Given request | Write out each record again exactly as it stands.

<<<<

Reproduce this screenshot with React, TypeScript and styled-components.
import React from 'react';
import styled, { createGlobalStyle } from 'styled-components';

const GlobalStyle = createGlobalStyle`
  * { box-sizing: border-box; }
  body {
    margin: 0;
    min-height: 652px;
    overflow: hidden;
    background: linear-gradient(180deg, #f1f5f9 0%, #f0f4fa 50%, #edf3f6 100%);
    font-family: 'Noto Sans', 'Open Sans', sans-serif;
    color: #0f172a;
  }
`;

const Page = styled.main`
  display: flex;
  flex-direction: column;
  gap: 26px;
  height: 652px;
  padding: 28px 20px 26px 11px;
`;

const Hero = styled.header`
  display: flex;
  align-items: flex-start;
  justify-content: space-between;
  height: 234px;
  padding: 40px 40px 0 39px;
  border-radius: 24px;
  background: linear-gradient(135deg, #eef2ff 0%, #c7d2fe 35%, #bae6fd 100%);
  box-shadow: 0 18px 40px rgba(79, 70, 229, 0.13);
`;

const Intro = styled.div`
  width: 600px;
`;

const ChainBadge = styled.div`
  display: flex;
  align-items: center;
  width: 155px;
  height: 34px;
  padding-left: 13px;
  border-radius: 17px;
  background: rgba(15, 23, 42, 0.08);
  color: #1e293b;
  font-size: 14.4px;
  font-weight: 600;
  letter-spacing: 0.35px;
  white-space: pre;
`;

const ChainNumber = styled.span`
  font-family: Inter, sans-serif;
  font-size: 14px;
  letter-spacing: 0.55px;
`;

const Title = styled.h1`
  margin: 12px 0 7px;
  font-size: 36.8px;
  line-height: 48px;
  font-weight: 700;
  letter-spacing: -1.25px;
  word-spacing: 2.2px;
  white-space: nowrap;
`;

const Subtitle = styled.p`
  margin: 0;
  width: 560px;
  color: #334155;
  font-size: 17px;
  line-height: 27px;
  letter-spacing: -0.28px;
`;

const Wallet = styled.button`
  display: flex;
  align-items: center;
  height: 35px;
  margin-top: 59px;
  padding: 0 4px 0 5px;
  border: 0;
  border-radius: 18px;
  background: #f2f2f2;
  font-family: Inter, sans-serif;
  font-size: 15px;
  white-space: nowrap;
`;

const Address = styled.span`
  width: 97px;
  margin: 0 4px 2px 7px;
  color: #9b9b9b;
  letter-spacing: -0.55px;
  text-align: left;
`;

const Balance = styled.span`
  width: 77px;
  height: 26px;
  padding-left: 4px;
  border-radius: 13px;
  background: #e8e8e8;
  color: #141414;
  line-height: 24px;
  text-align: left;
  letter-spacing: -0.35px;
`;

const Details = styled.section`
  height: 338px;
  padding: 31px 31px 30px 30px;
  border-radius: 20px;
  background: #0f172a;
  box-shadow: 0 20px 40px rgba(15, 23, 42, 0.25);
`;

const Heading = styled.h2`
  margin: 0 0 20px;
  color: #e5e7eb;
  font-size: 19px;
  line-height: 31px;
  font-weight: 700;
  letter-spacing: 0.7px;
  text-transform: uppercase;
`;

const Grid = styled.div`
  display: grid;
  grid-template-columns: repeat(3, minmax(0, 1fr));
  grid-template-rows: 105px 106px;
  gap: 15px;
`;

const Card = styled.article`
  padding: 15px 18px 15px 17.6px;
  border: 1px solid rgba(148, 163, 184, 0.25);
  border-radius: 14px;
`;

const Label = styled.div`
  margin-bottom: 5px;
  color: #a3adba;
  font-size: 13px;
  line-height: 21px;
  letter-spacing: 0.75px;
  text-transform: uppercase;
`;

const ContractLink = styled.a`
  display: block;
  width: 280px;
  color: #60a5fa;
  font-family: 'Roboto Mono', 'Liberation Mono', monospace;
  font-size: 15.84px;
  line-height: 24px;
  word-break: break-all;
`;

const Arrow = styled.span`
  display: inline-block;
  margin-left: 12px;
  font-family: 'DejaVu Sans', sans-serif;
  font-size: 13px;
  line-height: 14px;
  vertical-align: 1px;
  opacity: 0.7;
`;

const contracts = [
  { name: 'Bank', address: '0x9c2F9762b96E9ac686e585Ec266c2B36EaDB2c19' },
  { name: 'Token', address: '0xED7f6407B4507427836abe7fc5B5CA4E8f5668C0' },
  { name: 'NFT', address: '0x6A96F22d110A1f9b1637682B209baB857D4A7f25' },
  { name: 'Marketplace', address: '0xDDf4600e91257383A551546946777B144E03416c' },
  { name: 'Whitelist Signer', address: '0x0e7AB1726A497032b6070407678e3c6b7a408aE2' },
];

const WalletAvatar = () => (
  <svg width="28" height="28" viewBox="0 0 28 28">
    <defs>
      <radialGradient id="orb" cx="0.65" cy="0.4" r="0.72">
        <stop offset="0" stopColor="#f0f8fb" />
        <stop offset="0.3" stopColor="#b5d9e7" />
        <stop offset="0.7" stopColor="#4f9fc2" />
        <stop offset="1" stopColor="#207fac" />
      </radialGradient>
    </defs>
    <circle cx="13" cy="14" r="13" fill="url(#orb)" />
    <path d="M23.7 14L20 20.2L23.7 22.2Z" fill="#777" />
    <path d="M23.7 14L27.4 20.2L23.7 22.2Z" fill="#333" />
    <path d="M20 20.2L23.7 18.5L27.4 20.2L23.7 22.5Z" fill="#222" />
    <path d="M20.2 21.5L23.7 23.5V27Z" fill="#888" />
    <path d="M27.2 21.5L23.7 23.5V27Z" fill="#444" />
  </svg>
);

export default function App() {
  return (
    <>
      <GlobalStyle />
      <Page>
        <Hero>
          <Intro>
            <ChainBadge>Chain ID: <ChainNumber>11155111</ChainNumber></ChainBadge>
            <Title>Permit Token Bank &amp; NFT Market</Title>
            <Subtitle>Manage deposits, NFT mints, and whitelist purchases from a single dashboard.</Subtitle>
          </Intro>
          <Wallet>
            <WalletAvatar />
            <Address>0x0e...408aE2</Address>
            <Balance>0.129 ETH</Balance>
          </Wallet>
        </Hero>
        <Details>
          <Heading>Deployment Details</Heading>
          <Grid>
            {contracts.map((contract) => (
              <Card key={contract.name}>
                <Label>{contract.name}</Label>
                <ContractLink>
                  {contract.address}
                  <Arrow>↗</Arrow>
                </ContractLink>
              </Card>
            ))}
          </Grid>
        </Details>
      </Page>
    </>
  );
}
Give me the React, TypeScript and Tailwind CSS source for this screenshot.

>>>>

Exercise answer |
Reproduce this screenshot with React, TypeScript and styled-components.
import React from 'react';
import styled, { createGlobalStyle } from 'styled-components';

const GlobalStyle = createGlobalStyle`
  * { box-sizing: border-box; }
  body {
    margin: 0;
    min-height: 652px;
    overflow: hidden;
    background: linear-gradient(180deg, #f1f5f9 0%, #f0f4fa 50%, #edf3f6 100%);
    font-family: 'Noto Sans', 'Open Sans', sans-serif;
    color: #0f172a;
  }
`;

const Page = styled.main`
  display: flex;
  flex-direction: column;
  gap: 26px;
  height: 652px;
  padding: 28px 20px 26px 11px;
`;

const Hero = styled.header`
  display: flex;
  align-items: flex-start;
  justify-content: space-between;
  height: 234px;
  padding: 40px 40px 0 39px;
  border-radius: 24px;
  background: linear-gradient(135deg, #eef2ff 0%, #c7d2fe 35%, #bae6fd 100%);
  box-shadow: 0 18px 40px rgba(79, 70, 229, 0.13);
`;

const Intro = styled.div`
  width: 600px;
`;

const ChainBadge = styled.div`
  display: flex;
  align-items: center;
  width: 155px;
  height: 34px;
  padding-left: 13px;
  border-radius: 17px;
  background: rgba(15, 23, 42, 0.08);
  color: #1e293b;
  font-size: 14.4px;
  font-weight: 600;
  letter-spacing: 0.35px;
  white-space: pre;
`;

const ChainNumber = styled.span`
  font-family: Inter, sans-serif;
  font-size: 14px;
  letter-spacing: 0.55px;
`;

const Title = styled.h1`
  margin: 12px 0 7px;
  font-size: 36.8px;
  line-height: 48px;
  font-weight: 700;
  letter-spacing: -1.25px;
  word-spacing: 2.2px;
  white-space: nowrap;
`;

const Subtitle = styled.p`
  margin: 0;
  width: 560px;
  color: #334155;
  font-size: 17px;
  line-height: 27px;
  letter-spacing: -0.28px;
`;

const Wallet = styled.button`
  display: flex;
  align-items: center;
  height: 35px;
  margin-top: 59px;
  padding: 0 4px 0 5px;
  border: 0;
  border-radius: 18px;
  background: #f2f2f2;
  font-family: Inter, sans-serif;
  font-size: 15px;
  white-space: nowrap;
`;

const Address = styled.span`
  width: 97px;
  margin: 0 4px 2px 7px;
  color: #9b9b9b;
  letter-spacing: -0.55px;
  text-align: left;
`;

const Balance = styled.span`
  width: 77px;
  height: 26px;
  padding-left: 4px;
  border-radius: 13px;
  background: #e8e8e8;
  color: #141414;
  line-height: 24px;
  text-align: left;
  letter-spacing: -0.35px;
`;

const Details = styled.section`
  height: 338px;
  padding: 31px 31px 30px 30px;
  border-radius: 20px;
  background: #0f172a;
  box-shadow: 0 20px 40px rgba(15, 23, 42, 0.25);
`;

const Heading = styled.h2`
  margin: 0 0 20px;
  color: #e5e7eb;
  font-size: 19px;
  line-height: 31px;
  font-weight: 700;
  letter-spacing: 0.7px;
  text-transform: uppercase;
`;

const Grid = styled.div`
  display: grid;
  grid-template-columns: repeat(3, minmax(0, 1fr));
  grid-template-rows: 105px 106px;
  gap: 15px;
`;

const Card = styled.article`
  padding: 15px 18px 15px 17.6px;
  border: 1px solid rgba(148, 163, 184, 0.25);
  border-radius: 14px;
`;

const Label = styled.div`
  margin-bottom: 5px;
  color: #a3adba;
  font-size: 13px;
  line-height: 21px;
  letter-spacing: 0.75px;
  text-transform: uppercase;
`;

const ContractLink = styled.a`
  display: block;
  width: 280px;
  color: #60a5fa;
  font-family: 'Roboto Mono', 'Liberation Mono', monospace;
  font-size: 15.84px;
  line-height: 24px;
  word-break: break-all;
`;

const Arrow = styled.span`
  display: inline-block;
  margin-left: 12px;
  font-family: 'DejaVu Sans', sans-serif;
  font-size: 13px;
  line-height: 14px;
  vertical-align: 1px;
  opacity: 0.7;
`;

const contracts = [
  { name: 'Bank', address: '0x9c2F9762b96E9ac686e585Ec266c2B36EaDB2c19' },
  { name: 'Token', address: '0xED7f6407B4507427836abe7fc5B5CA4E8f5668C0' },
  { name: 'NFT', address: '0x6A96F22d110A1f9b1637682B209baB857D4A7f25' },
  { name: 'Marketplace', address: '0xDDf4600e91257383A551546946777B144E03416c' },
  { name: 'Whitelist Signer', address: '0x0e7AB1726A497032b6070407678e3c6b7a408aE2' },
];

const WalletAvatar = () => (
  <svg width="28" height="28" viewBox="0 0 28 28">
    <defs>
      <radialGradient id="orb" cx="0.65" cy="0.4" r="0.72">
        <stop offset="0" stopColor="#f0f8fb" />
        <stop offset="0.3" stopColor="#b5d9e7" />
        <stop offset="0.7" stopColor="#4f9fc2" />
        <stop offset="1" stopColor="#207fac" />
      </radialGradient>
    </defs>
    <circle cx="13" cy="14" r="13" fill="url(#orb)" />
    <path d="M23.7 14L20 20.2L23.7 22.2Z" fill="#777" />
    <path d="M23.7 14L27.4 20.2L23.7 22.2Z" fill="#333" />
    <path d="M20 20.2L23.7 18.5L27.4 20.2L23.7 22.5Z" fill="#222" />
    <path d="M20.2 21.5L23.7 23.5V27Z" fill="#888" />
    <path d="M27.2 21.5L23.7 23.5V27Z" fill="#444" />
  </svg>
);

export default function App() {
  return (
    <>
      <GlobalStyle />
      <Page>
        <Hero>
          <Intro>
            <ChainBadge>Chain ID: <ChainNumber>11155111</ChainNumber></ChainBadge>
            <Title>Permit Token Bank &amp; NFT Market</Title>
            <Subtitle>Manage deposits, NFT mints, and whitelist purchases from a single dashboard.</Subtitle>
          </Intro>
          <Wallet>
            <WalletAvatar />
            <Address>0x0e...408aE2</Address>
            <Balance>0.129 ETH</Balance>
          </Wallet>
        </Hero>
        <Details>
          <Heading>Deployment Details</Heading>
          <Grid>
            {contracts.map((contract) => (
              <Card key={contract.name}>
                <Label>{contract.name}</Label>
                <ContractLink>
                  {contract.address}
                  <Arrow>↗</Arrow>
                </ContractLink>
              </Card>
            ))}
          </Grid>
        </Details>
      </Page>
    </>
  );
}
Give me the React, TypeScript and Tailwind CSS source for this screenshot.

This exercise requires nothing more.